I had 4 exposure tasks which I couldn't really achieve - though I had managed to do different ones. Therefore, my therapist had cheered me up by helping me see that I had attained some exposures, and requested that I work on the initial 4 tasks, which are as follows : 


  • Asking help from strangers (which I did in stores when I actually needed to find products I couldn't on my own)
  • Writing cards or letters to friends (my wife and me wrote condolence cards to 2 friends of ours, who are sisters) 
  • Sitting next to strangers (I did when we went to watch Fantastic Beasts, and in public transports, where I often had to stand, but it counted for strangers' presence) 
  • making official phone calls, if possible (I had to make a few, actually) 

Also, as I had lacked motivation and asked for her specific help, she guided me to look at the reasons that drove me to my CBT, and what I hope to gain from it once I complete it. 
Thus, as I worded the various causes and goals, I could see that by holding these in mind, I can boost my pro-action once more, pursuing my exposures and therapy, because the end goal is to reduce the overall impact of my social phobias and all its inherent anxieties as well as inhibited participation in my social life. 

Indeed, I would regain self-confidence and could go to movies, stores, public transportation and not be systemically overwhelmed. I could travel and not feel panicky. I could entertain my friends, and also accept their invitations. I might even manage to be bold and attend a concert, which I have never really been into (with the tiny exception of a few moments listening to a friend's singing on a band, once, in a local bar).

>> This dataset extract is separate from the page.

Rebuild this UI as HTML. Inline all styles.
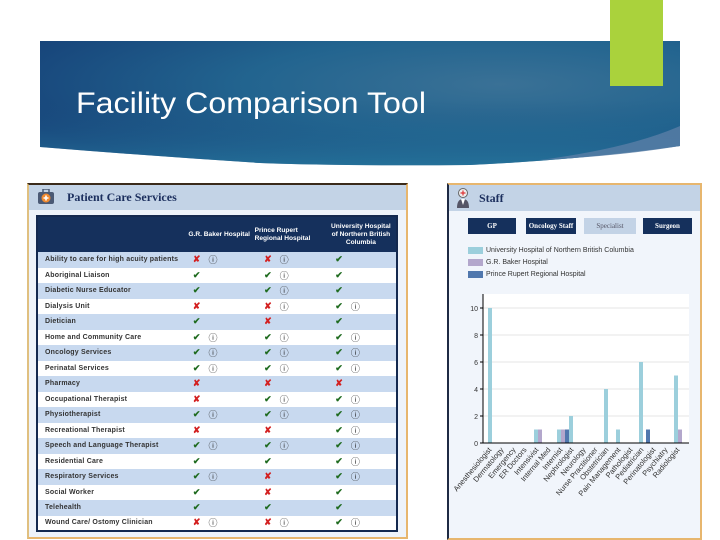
<!DOCTYPE html>
<html><head><meta charset="utf-8"><style>
*{margin:0;padding:0;box-sizing:border-box}
body{width:720px;height:540px;background:#fff;position:relative;overflow:hidden;font-family:"Liberation Sans",sans-serif}
.abs{position:absolute}
#lp{left:27px;top:183px;width:381px;height:356px;background:#eef3fa;border:2px solid #e7b66e;border-top:2px solid #3a2a1a;border-left:2px solid #e0c080}
#lph{left:29px;top:185px;width:377px;height:25px;background:#c3d3e6}
table{position:absolute;left:36px;top:215px;width:362px;border-collapse:collapse;border:2px solid #14294f;font-size:7px}
th{background:#15305c;color:#fff;height:36px;font-size:6.6px;font-weight:bold;text-align:center;line-height:8px}
td{height:15.5px;color:#222;padding:0}
tr.a td{background:#c8d9ef}
tr.b td{background:#fff}
td.l{padding-left:7px;font-weight:bold;color:#333;letter-spacing:.2px}
.c{width:17px;text-align:right;font-weight:bold;font-size:9px}
.i{width:54px;padding-left:8px;font-size:9px;color:#222}
.ok{color:#1f6b1f}.no{color:#d32020}
#rp{left:447px;top:183px;width:255px;height:357px;background:#f1f5fb;border:2px solid #e7b66e;border-left:2px solid #1e2a44}
#rph{left:449px;top:185px;width:251px;height:26px;background:#c3d3e6}
.btn{position:absolute;top:218px;height:16px;background:#15305c;color:#fff;font-family:"Liberation Serif",serif;font-size:7px;font-weight:bold;text-align:center;line-height:16px}
.lg{position:absolute;left:468px;width:15px;height:7px}
.lt{position:absolute;left:486px;font-size:7px;color:#333;line-height:9px}
</style></head><body>
<svg class="abs" style="left:0;top:0" width="720" height="180">
<defs><radialGradient id="g" cx="0.72" cy="0.35" r="0.8"><stop offset="0" stop-color="#3a7196"/><stop offset="0.5" stop-color="#22648f"/><stop offset="1" stop-color="#17447a"/></radialGradient>
<linearGradient id="g2" x1="0" y1="0" x2="0" y2="1"><stop offset="0" stop-color="#1b4f80" stop-opacity="0"/><stop offset="1" stop-color="#2a86a8" stop-opacity=".6"/></linearGradient></defs>
<path d="M40 41 H680 V146 Q580 160 470 165 Q340 166 260 163 Q150 156 40 147 Z" fill="url(#g)"/>
<path d="M40 100 H680 V146 Q580 160 470 165 Q340 166 260 163 Q150 156 40 147 Z" fill="url(#g2)"/>
<path d="M540 160 Q630 148 680 126 V146 Q620 156 540 160Z" fill="#5a7ea6" opacity=".8"/>
<rect x="610" y="0" width="53" height="86" fill="#aad23c"/>
<text x="76" y="113" fill="#fff" font-family="Liberation Sans" font-size="30" textLength="350" lengthAdjust="spacingAndGlyphs">Facility Comparison Tool</text>
</svg>

<div id="lp" class="abs"></div><div id="lph" class="abs"></div>
<svg class="abs" style="left:37px;top:189px" width="18" height="16"><rect x="1" y="3" width="16" height="12" rx="2" fill="#4b5a75"/><rect x="6" y="0" width="6" height="4" fill="none" stroke="#4b5a75" stroke-width="1.5"/><circle cx="9" cy="9" r="4.5" fill="#f08a30"/><path d="M9 6.5v5M6.5 9h5" stroke="#fff" stroke-width="1.6"/></svg>
<div class="abs" style="left:67px;top:190px;font-family:'Liberation Serif',serif;font-weight:bold;font-size:12px;color:#1c2f5e">Patient Care Services</div>

<table>
<tr><th style="width:146px"></th><th colspan="2" style="text-align:left;padding-left:5px">G.R. Baker Hospital</th><th colspan="2" style="text-align:left;padding-left:0">Prince Rupert<br>Regional Hospital</th><th colspan="2">University Hospital<br>of Northern British<br>Columbia</th></tr>
<tr class="a"><td class="l">Ability to care for high acuity patients</td><td class="c no">✘</td><td class="i">ⓘ</td><td class="c no">✘</td><td class="i">ⓘ</td><td class="c ok">✔</td><td class="i"></td></tr>
<tr class="b"><td class="l">Aboriginal Liaison</td><td class="c ok">✔</td><td class="i"></td><td class="c ok">✔</td><td class="i">ⓘ</td><td class="c ok">✔</td><td class="i"></td></tr>
<tr class="a"><td class="l">Diabetic Nurse Educator</td><td class="c ok">✔</td><td class="i"></td><td class="c ok">✔</td><td class="i">ⓘ</td><td class="c ok">✔</td><td class="i"></td></tr>
<tr class="b"><td class="l">Dialysis Unit</td><td class="c no">✘</td><td class="i"></td><td class="c no">✘</td><td class="i">ⓘ</td><td class="c ok">✔</td><td class="i">ⓘ</td></tr>
<tr class="a"><td class="l">Dietician</td><td class="c ok">✔</td><td class="i"></td><td class="c no">✘</td><td class="i"></td><td class="c ok">✔</td><td class="i"></td></tr>
<tr class="b"><td class="l">Home and Community Care</td><td class="c ok">✔</td><td class="i">ⓘ</td><td class="c ok">✔</td><td class="i">ⓘ</td><td class="c ok">✔</td><td class="i">ⓘ</td></tr>
<tr class="a"><td class="l">Oncology Services</td><td class="c ok">✔</td><td class="i">ⓘ</td><td class="c ok">✔</td><td class="i">ⓘ</td><td class="c ok">✔</td><td class="i">ⓘ</td></tr>
<tr class="b"><td class="l">Perinatal Services</td><td class="c ok">✔</td><td class="i">ⓘ</td><td class="c ok">✔</td><td class="i">ⓘ</td><td class="c ok">✔</td><td class="i">ⓘ</td></tr>
<tr class="a"><td class="l">Pharmacy</td><td class="c no">✘</td><td class="i"></td><td class="c no">✘</td><td class="i"></td><td class="c no">✘</td><td class="i"></td></tr>
<tr class="b"><td class="l">Occupational Therapist</td><td class="c no">✘</td><td class="i"></td><td class="c ok">✔</td><td class="i">ⓘ</td><td class="c ok">✔</td><td class="i">ⓘ</td></tr>
<tr class="a"><td class="l">Physiotherapist</td><td class="c ok">✔</td><td class="i">ⓘ</td><td class="c ok">✔</td><td class="i">ⓘ</td><td class="c ok">✔</td><td class="i">ⓘ</td></tr>
<tr class="b"><td class="l">Recreational Therapist</td><td class="c no">✘</td><td class="i"></td><td class="c no">✘</td><td class="i"></td><td class="c ok">✔</td><td class="i">ⓘ</td></tr>
<tr class="a"><td class="l">Speech and Language Therapist</td><td class="c ok">✔</td><td class="i">ⓘ</td><td class="c ok">✔</td><td class="i">ⓘ</td><td class="c ok">✔</td><td class="i">ⓘ</td></tr>
<tr class="b"><td class="l">Residential Care</td><td class="c ok">✔</td><td class="i"></td><td class="c ok">✔</td><td class="i"></td><td class="c ok">✔</td><td class="i">ⓘ</td></tr>
<tr class="a"><td class="l">Respiratory Services</td><td class="c ok">✔</td><td class="i">ⓘ</td><td class="c no">✘</td><td class="i"></td><td class="c ok">✔</td><td class="i">ⓘ</td></tr>
<tr class="b"><td class="l">Social Worker</td><td class="c ok">✔</td><td class="i"></td><td class="c no">✘</td><td class="i"></td><td class="c ok">✔</td><td class="i"></td></tr>
<tr class="a"><td class="l">Telehealth</td><td class="c ok">✔</td><td class="i"></td><td class="c ok">✔</td><td class="i"></td><td class="c ok">✔</td><td class="i"></td></tr>
<tr class="b"><td class="l">Wound Care/ Ostomy Clinician</td><td class="c no">✘</td><td class="i">ⓘ</td><td class="c no">✘</td><td class="i">ⓘ</td><td class="c ok">✔</td><td class="i">ⓘ</td></tr>
</table>

<div id="rp" class="abs"></div><div id="rph" class="abs"></div>
<svg class="abs" style="left:455px;top:187px" width="16" height="22"><circle cx="8" cy="6" r="4.5" fill="#eee" stroke="#666"/><path d="M8 3.5v5M5.5 6h5" stroke="#d33" stroke-width="1.2"/><path d="M2 21 Q2 12 8 12 Q14 12 14 21Z" fill="#556"/><path d="M6 12 L8 18 L10 12" fill="#fff"/></svg>
<div class="abs" style="left:479px;top:191px;font-family:'Liberation Serif',serif;font-weight:bold;font-size:12px;color:#1c2f5e">Staff</div>
<div class="btn" style="left:468px;width:48px">GP</div>
<div class="btn" style="left:526px;width:50px">Oncology Staff</div>
<div class="btn" style="left:584px;width:52px;background:#c3d3e6;color:#556;font-weight:normal">Specialist</div>
<div class="btn" style="left:643px;width:49px">Surgeon</div>
<div class="lg" style="top:247px;background:#9ccfdc"></div><div class="lt" style="top:246px">University Hospital of Northern British Columbia</div>
<div class="lg" style="top:259px;background:#b3a7cc"></div><div class="lt" style="top:258px">G.R. Baker Hospital</div>
<div class="lg" style="top:271px;background:#5077ad"></div><div class="lt" style="top:270px">Prince Rupert Regional Hospital</div>

<svg class="abs" style="left:447px;top:290px" width="255" height="250" font-family="Liberation Sans" font-size="7" fill="#333">
<rect x="36" y="4" width="206" height="149" fill="#fff"/>
<g stroke="#e4e4e4"><line x1="36" y1="18" x2="242" y2="18"/><line x1="36" y1="45" x2="242" y2="45"/><line x1="36" y1="72" x2="242" y2="72"/><line x1="36" y1="99" x2="242" y2="99"/><line x1="36" y1="126" x2="242" y2="126"/></g>
<g fill="#9ccfdc"><rect x="41" y="18" width="4" height="135"/><rect x="87" y="139.5" width="4" height="13.5"/><rect x="110" y="139.5" width="4" height="13.5"/><rect x="122" y="126" width="4" height="27"/><rect x="157" y="99" width="4" height="54"/><rect x="169" y="139.5" width="4" height="13.5"/><rect x="192" y="72" width="4" height="81"/><rect x="227" y="85.5" width="4" height="67.5"/></g>
<g fill="#b3a7cc"><rect x="91" y="139.5" width="4" height="13.5"/><rect x="114" y="139.5" width="4" height="13.5"/><rect x="231" y="139.5" width="4" height="13.5"/></g>
<g fill="#5077ad"><rect x="118" y="139.5" width="4" height="13.5"/><rect x="199" y="139.5" width="4" height="13.5"/></g>
<line x1="36" y1="4" x2="36" y2="153" stroke="#000"/><line x1="36" y1="153" x2="242" y2="153" stroke="#000"/>
<g stroke="#000"><line x1="33" y1="18" x2="36" y2="18"/><line x1="33" y1="45" x2="36" y2="45"/><line x1="33" y1="72" x2="36" y2="72"/><line x1="33" y1="99" x2="36" y2="99"/><line x1="33" y1="126" x2="36" y2="126"/><line x1="33" y1="153" x2="36" y2="153"/></g>
<g text-anchor="end"><text x="31" y="21">10</text><text x="31" y="48">8</text><text x="31" y="75">6</text><text x="31" y="102">4</text><text x="31" y="129">2</text><text x="31" y="156">0</text></g>
<g text-anchor="end" font-size="7.5">
<text transform="translate(45,160) rotate(-50)">Anesthesiologist</text>
<text transform="translate(57,160) rotate(-50)">Dermatology</text>
<text transform="translate(69,160) rotate(-50)">Emergency</text>
<text transform="translate(80,160) rotate(-50)">ER Doctors</text>
<text transform="translate(92,160) rotate(-50)">Intensivist</text>
<text transform="translate(104,160) rotate(-50)">Internal Med</text>
<text transform="translate(116,160) rotate(-50)">Internist</text>
<text transform="translate(127,160) rotate(-50)">Nephrologist</text>
<text transform="translate(139,160) rotate(-50)">Neurology</text>
<text transform="translate(151,160) rotate(-50)">Nurse Practitioner</text>
<text transform="translate(162,160) rotate(-50)">Obstetrician</text>
<text transform="translate(174,160) rotate(-50)">Pain Management</text>
<text transform="translate(186,160) rotate(-50)">Pathologist</text>
<text transform="translate(197,160) rotate(-50)">Pediatrician</text>
<text transform="translate(209,160) rotate(-50)">Perinatologist</text>
<text transform="translate(221,160) rotate(-50)">Psychiatry</text>
<text transform="translate(233,160) rotate(-50)">Radiologist</text>
</g>
</svg>
</body></html>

With this in my mind, I did my exposures and when I read my notes to my therapist during today's session, she congratulated me for a good job done, and gave me 5 more exposures, all on the same level of 75/100 anxiety. They are :


  • Invite my family
  • Visite my family (both these will help due to upcoming xmas) 
  • Self-express my fashion tastes, displaying my hair and cloths (I have been doing it, and have to continue this, as I discussed just in posts 148 & 149
  • Compliment others, especially strangers if I can (I have managed to do that for acquaintances and friends periodically) 
  • And last for the moment, affirm my opinions regarding subjects that might be controversial and cause disagreements (politics, religions, etc) 

My next (13th) session is on 28/12 - in a whole month, to give me time to get all those December social events. It'll also mark 7 months since the beginning of this therapy, as the first session was on 30/05.